Friday, August 16, 2019

Algerian Artist-Winter in Algeria by Ellen Rogers

Book 2 Algerian Women      
In researching Ellen’s life, her own reality and misplaced identity of being presented as a wife and therefor reflecting my own reality and at times misguided identity to the mysterieus tales of a 1001 nights to Victorian women working in factories to feminist writing by Mouloud Siber and Seddiki Sadia on the travels of the orient. I read about an Algerian artist called Baya Mahieddine born in 1931 in Bordj el Kiffan. Her brilliant paintings of colourful women clothed in beautiful fabrics with their dark hair and eyes outlined in dark kohl intrigued my sense of the identity of Algerian women compared to the identity of the women on the front page of Elle’s book. My researched of “herstory” is yet again based on so many variants of the way in which women so easily are portrayed as a wife of someone. Early research presented Baya as wife number four of an Algerian man, had to give up her passion for painting and education, that marriage barred her from fulfilling her life. Later reading presented her as a woman determined to make her own choices.   
‘But the artist refused to define herself using the terminology of the Western canon. She created work that was deeply personal, rooted in her childhood and her home.
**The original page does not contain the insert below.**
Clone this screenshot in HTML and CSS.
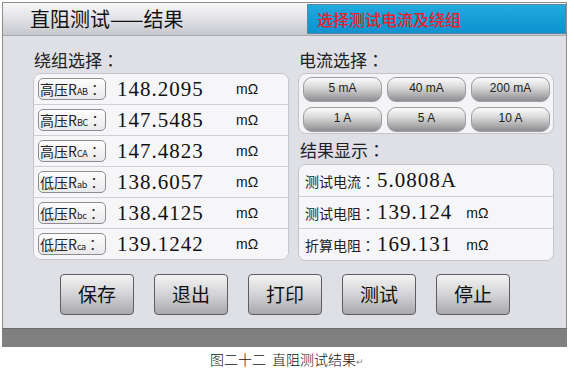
FILE: index.html
```html
<!DOCTYPE html>
<html>
<head lang="zh">
    <meta charset="UTF-8">
    <title>直阻测试结果</title>
    <link rel="stylesheet" href="styles.css">
</head>
<body>
    <div id="screen">
        <div id="titlebar">
            <h1>直阻测试——结果</h1>
            <div id="hint">选择测试电流及绕组</div>
        </div>
        <div id="main">
            <div class="col">
                <h2>绕组选择<i>：</i></h2>
                <ul class="list winding">
                    <li><span class="tag">高压R<sub>AB</sub><i>：</i></span><span class="num">148.2095</span><span class="unit">mΩ</span></li>
                    <li><span class="tag">高压R<sub>BC</sub><i>：</i></span><span class="num">147.5485</span><span class="unit">mΩ</span></li>
                    <li><span class="tag">高压R<sub>CA</sub><i>：</i></span><span class="num">147.4823</span><span class="unit">mΩ</span></li>
                    <li><span class="tag">低压R<sub>ab</sub><i>：</i></span><span class="num">138.6057</span><span class="unit">mΩ</span></li>
                    <li><span class="tag">低压R<sub>bc</sub><i>：</i></span><span class="num">138.4125</span><span class="unit">mΩ</span></li>
                    <li><span class="tag">低压R<sub>ca</sub><i>：</i></span><span class="num">139.1242</span><span class="unit">mΩ</span></li>
                </ul>
            </div>
            <div class="col">
                <h2>电流选择<i>：</i></h2>
                <div id="currents">
                    <span class="pill">5 mA</span>
                    <span class="pill">40 mA</span>
                    <span class="pill">200 mA</span>
                    <span class="pill">1 A</span>
                    <span class="pill">5 A</span>
                    <span class="pill">10 A</span>
                </div>
                <h2 class="second">结果显示<i>：</i></h2>
                <ul class="list result">
                    <li><span class="key">测试电流<i>：</i></span><span class="num">5.0808A</span></li>
                    <li><span class="key">测试电阻<i>：</i></span><span class="num">139.124</span><span class="unit">mΩ</span></li>
                    <li><span class="key">折算电阻<i>：</i></span><span class="num">169.131</span><span class="unit">mΩ</span></li>
                </ul>
            </div>
        </div>
        <div id="actions">
            <span class="btn">保存</span>
            <span class="btn">退出</span>
            <span class="btn">打印</span>
            <span class="btn">测试</span>
            <span class="btn">停止</span>
        </div>
    </div>
    <div id="band"></div>
    <p id="caption">图二十二&nbsp; 直阻测试结果<span class="mark">↵</span></p>
</body>
</html>
```

FILE: styles.css
```css
*{
    margin: 0;
    padding: 0;
}
ul{
    list-style: none;
}
i{
    font-style: normal;
    font-family: "Noto Sans CJK TC", "Noto Sans CJK SC", sans-serif;
}
body{
    background: #fff;
    font-family: "Noto Sans CJK SC", "Liberation Sans", sans-serif;
    color: #1a1a1a;
}
#screen{
    width: 563px;
    margin: 2px 0 0 2px;
    border: 1px solid #8c8c8c;
    border-bottom: 0;
    background: #dfe0e5;
}
#titlebar{
    height: 32px;
    display: flex;
    align-items: stretch;
    background: linear-gradient(#f7f7f9, #dcdde2 60%, #c6c7cc);
    border-bottom: 1px solid #a9aab0;
}
#titlebar h1{
    flex: 1;
    font-size: 20px;
    font-weight: normal;
    line-height: 32px;
    padding-left: 27px;
    color: #111;
}
#hint{
    width: 259px;
    margin: 1px 0;
    background: linear-gradient(#22a9de, #0c92cf);
    border: 1px solid #5a87a0;
    color: #e8202a;
    font-size: 16px;
    font-weight: 500;
    line-height: 28px;
    padding-left: 9px;
    box-sizing: border-box;
}
#main{
    display: flex;
    gap: 9px;
    padding: 10px 0 0 30px;
}
.col{
    width: 256px;
}
h2{
    font-size: 17px;
    font-weight: normal;
    line-height: 27px;
    height: 27px;
    padding-left: 1px;
    color: #222;
}
h2.second{
    height: 30px;
    line-height: 32px;
    padding-left: 2px;
}
.list{
    background: #f4f4f6;
    border: 1px solid #c4c5ca;
    border-radius: 8px;
    overflow: hidden;
}
.list li{
    display: flex;
    align-items: center;
    border-top: 1px solid #cfd0d5;
    background: #f6f6f8;
}
.list li:first-child{
    border-top: 0;
}
.winding li{
    height: 30px;
    padding-left: 4px;
}
.tag{
    display: inline-block;
    width: 68px;
    height: 22px;
    line-height: 20px;
    border: 1px solid #8d8d8d;
    border-radius: 5px;
    background: linear-gradient(#fdfdfd, #e9e9ec);
    font-size: 14px;
    padding-left: 1px;
    box-sizing: border-box;
    white-space: nowrap;
    overflow: hidden;
    color: #222;
}
.tag sub{
    font-size: 9px;
    vertical-align: 0;
    letter-spacing: -0.3px;
}
.num{
    font-family: "Liberation Serif", "DejaVu Serif", serif;
    font-size: 21px;
    letter-spacing: 1px;
    color: #111;
}
.winding .num{
    width: 119px;
    padding-left: 11px;
}
.unit{
    font-family: "Liberation Sans", sans-serif;
    font-size: 14px;
    color: #111;
}
#currents{
    display: grid;
    grid-template-columns: repeat(3, 79px);
    gap: 4px 5px;
    height: 61px;
    padding: 3px 0 0 4px;
    box-sizing: border-box;
    background: #f4f4f6;
    border: 1px solid #c4c5ca;
    border-radius: 8px;
}
.pill{
    height: 25px;
    line-height: 21px;
    text-align: center;
    font-family: "Liberation Sans", sans-serif;
    font-size: 12px;
    color: #222;
    border: 1px solid #9d9da2;
    border-radius: 9px;
    background: linear-gradient(#fbfbfb, #dedede 35%, #b4b4b6 70%, #8d8d90);
    box-sizing: border-box;
}
.result li{
    height: 31px;
    padding-left: 6px;
}
.key{
    font-size: 14px;
    width: 72px;
    color: #222;
}
.result .num{
    margin-right: 14px;
}
#actions{
    display: flex;
    gap: 20px;
    padding: 13px 0 13px 57px;
}
.btn{
    width: 74px;
    height: 41px;
    line-height: 38px;
    text-align: center;
    font-size: 19px;
    color: #111;
    border: 1px solid #5e5e60;
    border-radius: 4px;
    background: linear-gradient(#f3f3f4, #d3d3d5 50%, #a9a9ac);
    box-sizing: border-box;
}
#band{
    width: 565px;
    height: 18px;
    margin-left: 2px;
    background: #808080;
    border-top: 1px solid #6c6c6c;
}
#caption{
    font-size: 14px;
    font-weight: 300;
    text-align: center;
    width: 570px;
    line-height: 24px;
    padding-left: 2px;
    color: #111;
}
.mark{
    font-size: 9px;
    color: #888;
}
```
As Sana Makhoul asks in her research paper on the artist, ‘Why do we have to define and categorize artwork from non-Western cultures by imposing on them Western definitions and terminology?’

Between Ellen perceived as a feminist travel writer in the Victorian era, Baya as an Algerian artist born between two world wars and Erica (myself) born whilst Baya was still alive on the same continent a connection was stitched together.